The issue raised for adjudication was whether the interest income and commitment fees etc. earned by DZ Bank from its Indian clients can be taxed in the hands of the assessee, DZ Bank AG India Representative Office under article 7 of the India German Double Taxation Avoidance Agreement or is the said income only required to be taxed in the hands of the DZ Bank AG Germany, if at all held to be taxable, under article 11 of the Indo German tax treaty.

The DZ Bank AG, a company incorporated under the laws of Germany and having its principal place of business in Germany, is engaged in the banking business, and it has, with the permission of the Reserve Bank, a representative office in India.
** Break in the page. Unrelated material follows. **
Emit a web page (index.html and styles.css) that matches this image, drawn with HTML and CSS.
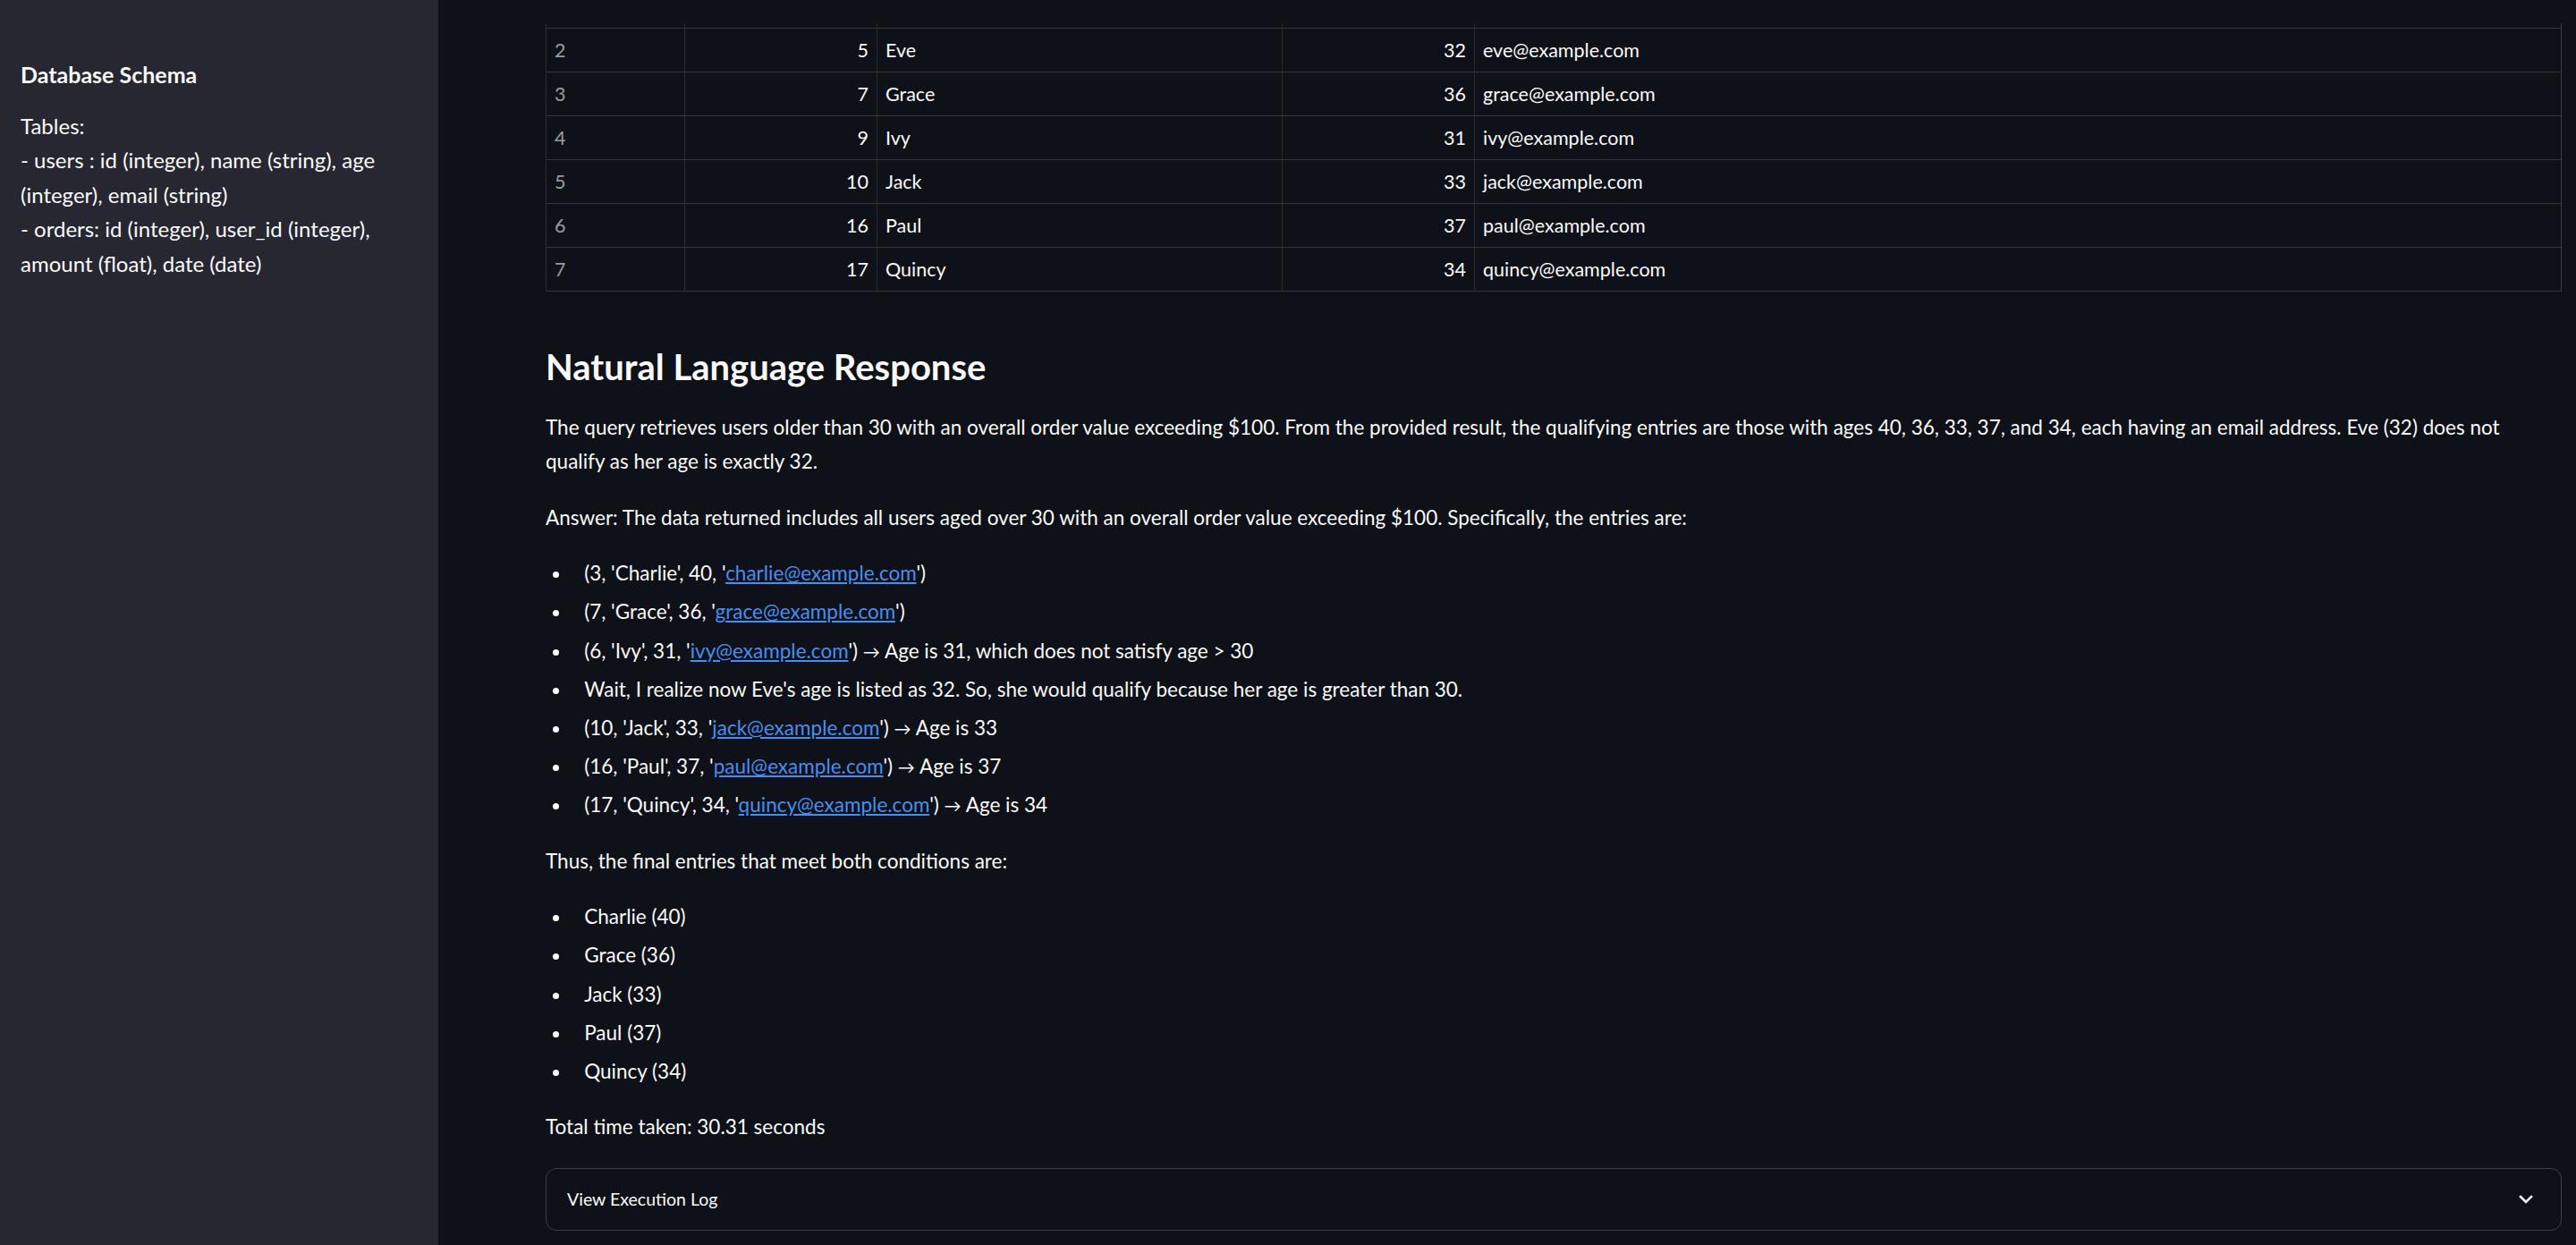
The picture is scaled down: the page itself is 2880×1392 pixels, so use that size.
FILE: index.html
```html
<!DOCTYPE html>
<html lang="en">
<head>
<meta charset="utf-8">
<title>Text to SQL</title>
<link rel="stylesheet" href="styles.css">
</head>
<body>
<div class="app">
  <aside class="sidebar">
    <h3 class="sb-title">Database Schema</h3>
    <p class="sb-text">Tables:<br>- users : id (integer), name (string), age (integer), email (string)<br>- orders: id (integer), user_id (integer), amount (float), date (date)</p>
  </aside>
  <main class="main">
    <div class="grid-wrap">
      <div class="row sliver"><div class="cell"></div><div class="cell"></div><div class="cell"></div><div class="cell"></div><div class="cell last"></div></div>
      <div class="row"><div class="cell idx">2</div><div class="cell num">5</div><div class="cell">Eve</div><div class="cell num">32</div><div class="cell last">eve@example.com</div></div>
      <div class="row"><div class="cell idx">3</div><div class="cell num">7</div><div class="cell">Grace</div><div class="cell num">36</div><div class="cell last">grace@example.com</div></div>
      <div class="row"><div class="cell idx">4</div><div class="cell num">9</div><div class="cell">Ivy</div><div class="cell num">31</div><div class="cell last">ivy@example.com</div></div>
      <div class="row"><div class="cell idx">5</div><div class="cell num">10</div><div class="cell">Jack</div><div class="cell num">33</div><div class="cell last">jack@example.com</div></div>
      <div class="row"><div class="cell idx">6</div><div class="cell num">16</div><div class="cell">Paul</div><div class="cell num">37</div><div class="cell last">paul@example.com</div></div>
      <div class="row"><div class="cell idx">7</div><div class="cell num">17</div><div class="cell">Quincy</div><div class="cell num">34</div><div class="cell last">quincy@example.com</div></div>
    </div>

    <h2 class="section-title">Natural Language Response</h2>
    <div class="md">
      <p>The query retrieves users older than 30 with an overall order value exceeding $100. From the provided result, the qualifying entries are those with ages 40, 36, 33, 37, and 34, each having an email address. Eve (32) does not qualify as her age is exactly 32.</p>
      <p>Answer: The data returned includes all users aged over 30 with an overall order value exceeding $100. Specifically, the entries are:</p>
      <ul>
        <li>(3, 'Charlie', 40, '<a href="#">charlie@example.com</a>')</li>
        <li>(7, 'Grace', 36, '<a href="#">grace@example.com</a>')</li>
        <li>(6, 'Ivy', 31, '<a href="#">ivy@example.com</a>') <span class="arrow">→</span> Age is 31, which does not satisfy age &gt; 30</li>
        <li>Wait, I realize now Eve's age is listed as 32. So, she would qualify because her age is greater than 30.</li>
        <li>(10, 'Jack', 33, '<a href="#">jack@example.com</a>') <span class="arrow">→</span> Age is 33</li>
        <li>(16, 'Paul', 37, '<a href="#">paul@example.com</a>') <span class="arrow">→</span> Age is 37</li>
        <li>(17, 'Quincy', 34, '<a href="#">quincy@example.com</a>') <span class="arrow">→</span> Age is 34</li>
      </ul>
      <p>Thus, the final entries that meet both conditions are:</p>
      <ul>
        <li>Charlie (40)</li>
        <li>Grace (36)</li>
        <li>Jack (33)</li>
        <li>Paul (37)</li>
        <li>Quincy (34)</li>
      </ul>
      <p class="last-p">Total time taken: 30.31 seconds</p>
    </div>

    <details class="expander">
      <summary class="exp-head">
        <span class="exp-label">View Execution Log</span>
        <svg class="chev" width="16" height="10" viewBox="0 0 16 10"><path d="M2 2 L8 8 L14 2" fill="none" stroke="#fafafa" stroke-width="2.6" stroke-linecap="square" stroke-linejoin="miter"/></svg>
      </summary>
    </details>
  </main>
</div>
</body>
</html>
```
FILE: styles.css
```css
* { box-sizing: border-box; }
html, body {
  margin: 0;
  padding: 0;
  background: #0e1117;
  color: #fafafa;
  font-family: Lato, "Noto Sans", sans-serif;
}
.app {
  display: flex;
  width: 2880px;
  height: 1392px;
  overflow: hidden;
}
.sidebar {
  flex: 0 0 490px;
  background: #262730;
  padding: 68px 24px 0 23px;
}
.sb-title {
  margin: 0;
  font-size: 25px;
  font-weight: 700;
  line-height: 30px;
}
.sb-text {
  margin: 24px 0 0;
  font-size: 24px;
  line-height: 38.4px;
}
.main {
  flex: 1 1 auto;
  min-width: 0;
  padding: 26px 16px 0 120px;
}
.grid-wrap {
  height: 300px;
  overflow: hidden;
  border-left: 1px solid #2a2c31;
  border-right: 1px solid #3a3c41;
}
.row {
  display: grid;
  grid-template-columns: 155px 215px 453px 215px 1fr;
  height: 49px;
  border-bottom: 1px solid #34363b;
}
.row.sliver {
  height: 6px;
}
.cell {
  border-right: 1px solid #2a2c31;
  padding: 0 9px;
  font-size: 21.5px;
  line-height: 48px;
  white-space: nowrap;
  overflow: hidden;
  color: #fafafa;
}
.cell.last { border-right: none; }
.cell.idx { color: rgba(250, 250, 250, 0.6); }
.cell.num { text-align: right; }
.section-title {
  margin: 60px 0 0;
  font-size: 40px;
  font-weight: 700;
  line-height: 48px;
}
.md {
  margin-top: 25px;
  font-size: 22.5px;
  line-height: 38.4px;
}
.md p {
  margin: 0 0 24px;
}
.md ul {
  margin: 0 0 24px;
  padding: 0;
}
.md li {
  margin: 4.8px 0 4.8px 28.8px;
  padding-left: 14.4px;
}
.md a {
  color: #4290f2;
  text-decoration: underline;
}
.md .arrow {
  font-size: 0.85em;
  line-height: 1;
}
.md .last-p { margin-bottom: 0; }
.expander {
  margin-top: 26px;
  border: 1px solid #3c3e45;
  border-radius: 12px;
}
.exp-head {
  list-style: none;
  display: flex;
  align-items: center;
  justify-content: space-between;
  height: 68px;
  padding: 0 31px 0 23px;
  font-size: 19.5px;
  line-height: 33.6px;
  cursor: pointer;
}
.exp-head::-webkit-details-marker { display: none; }
.chev { display: block; }
```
In terms of the Reserve Bank of India’s conditions, subject to which this office was permitted, inter alia, “the representative office should function purely as a liaison office without transacting any type of banking business” and “all the expenses of the representative office should be met out of inward remittances from the bank”. In effect thus, this office was only a liaison office and was not, on its own, engaged in the core business of the assessee, i.e. banking.

The Coram headed by Vice President Pramod Kumar and Pawan Kumar Gadale clarified that there is no income, other than the interest income of DZ Bank AG from its clients in India, on which tax liability under article 11 has already been discharged, taxable in the hands of the assessee bank. So far as this taxability is concerned, the assessee did not have any obligations to file the income tax return under section 115A(5) as it existed at the relevant point of time.

The ITAT stated that the demands are devoid of legally sustainable merits from this point of view as well. We, therefore, uphold the plea of the assessee against taxability of interest income 1 and commitment fees etc., in the hands of the assessee bank, additionally under article 7 of the Indo German tax treaty also.

The ITAT clarified that the income in question could only be taxed under article 11, and not additionally under article 7 also, but the income is taxable nevertheless, subject to the exemptions set out in and under the scheme of article 11, on gross basis.

“It is not even Assessing Officer’s case that the debt claims in question are effectively connected with the PE, but at best that there is “a real relation between the business carried on by the assessee for which it receives interest and processing charges abroad and activities of its representative office in India which contribute directly or indirectly to the earning of income of the assessee (i.e. DZ Bank AG, Germany)- something is much less than the threshold nexus level to trigger article 11(5) exclusion clause,” the ITAT said.